Stories:
at this point in my life I'm done with stories, or at least getting myself overly involved in the stories of the world. By this I don't mean to imply that I don't care for others and their concerns. It's that things have simplified for me considerably, joyfully so, and I find myself forgiving easier, returning love to pretty much all that's offered, and more ready to let go of everything that doesn't seem to serve me. There's just no need to over complicate my life with stories.
not even a better one.
and that's what often seems to happen, we upgrade, believing that another belief or philosophy will bring us freedom. We're chasing truth at the cost of joy, adding layers of stories to already existing stories, and then complicating the simplicity of the present moment. This is feeding a spiritual addiction that only keeps us trapped within another story, always expanding to hold one more secret truth that fails to truly set us free.
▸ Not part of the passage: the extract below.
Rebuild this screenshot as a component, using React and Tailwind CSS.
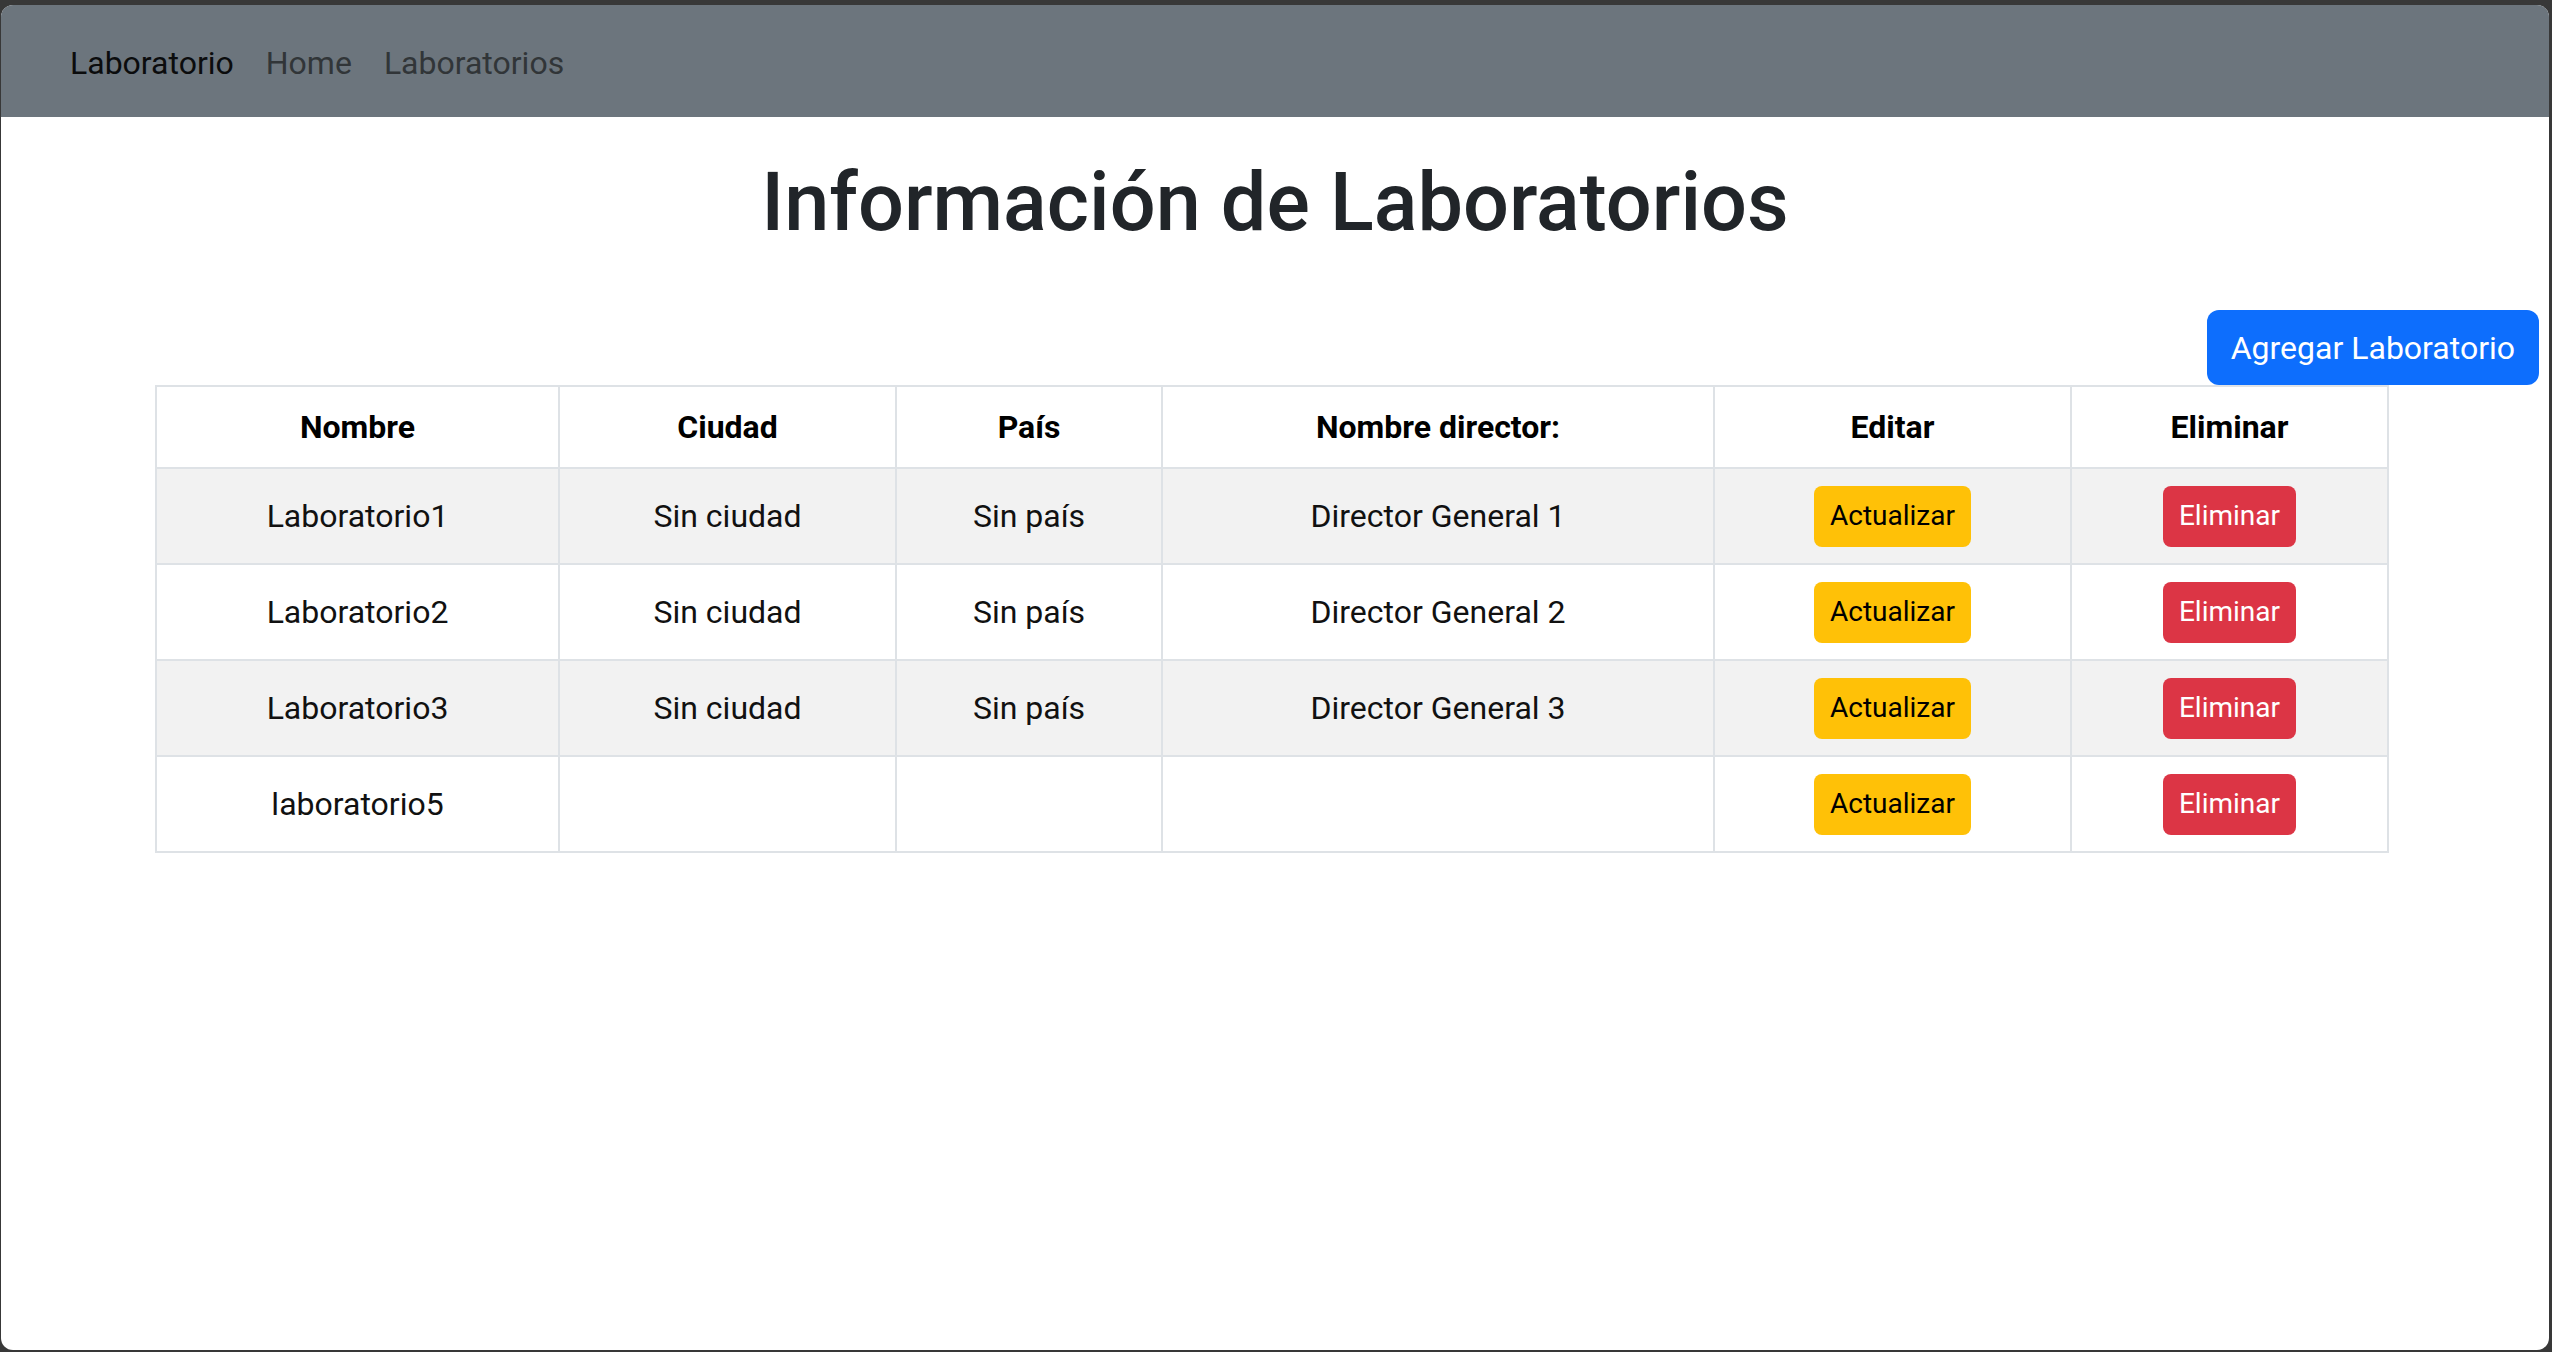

the truth is - there is no better story
just a different one.
and joy is only found right now.
this moment.
alone.
so with this, at a certain point in my life, there has a comes a great surrender, relinquishing story after story, letting go of versions of truth and settling into a life of continuous forgiveness.Everything else has remained the same, meditation and yoga still a joyful practice, and I'm open to explore different stories than my own. I just don't buy into them, no version of truth is more vital than what's found within a moment of real forgiveness.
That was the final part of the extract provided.